While construction progressed, the final designs for the floors were being designed from the ground up (as opposed to the general design, which had been from the roof down). On September 10, as steelwork was nearing completion, Smith laid the building's cornerstone during a ceremony attended by thousands. The steel structure was topped out at 1,048 feet (319 m) on September 19, twelve days ahead of schedule and 23 weeks after the start of construction. Workers raised a flag atop the 86th floor to signify this milestone. 
 
The mooring mast for airships was topped out on November 21, two months after the steelwork had been completed. Work on the walls and interior was progressing at a quick pace, with exterior walls built up to the 75th floor by the time steelwork had been built to the 95th floor. The majority of the facade was already finished by the middle of November. Because of the building's height, it was deemed infeasible to have many elevators or large elevator cabins, so the builders contracted a company to make 66 cars that could speed at 1,200 feet per minute  
(366 m/min), which represented the largest-ever elevator order at the time. 

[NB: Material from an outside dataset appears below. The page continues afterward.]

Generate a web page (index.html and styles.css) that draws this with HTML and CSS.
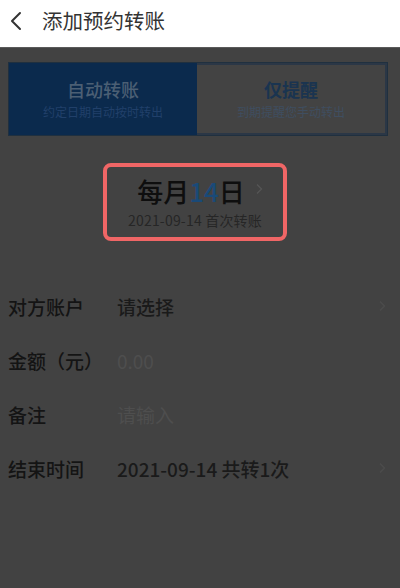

In addition to the time constraint builders had, there were also space limitations because construction materials had to be delivered quickly, and trucks needed to drop off these materials without congesting traffic. This was solved by creating a temporary driveway for the trucks between 33rd and 34th Streets, and then storing the materials in the building's first floor and basements. Concrete mixers, brick hoppers, and stone hoists inside the building ensured that materials would be able to ascend quickly and without endangering or inconveniencing the public. At one point, over 200 trucks made material deliveries at the building site every day. The Empire State Building was structurally completed on April 11, 1931, twelve days ahead of schedule and 410 days after construction commenced.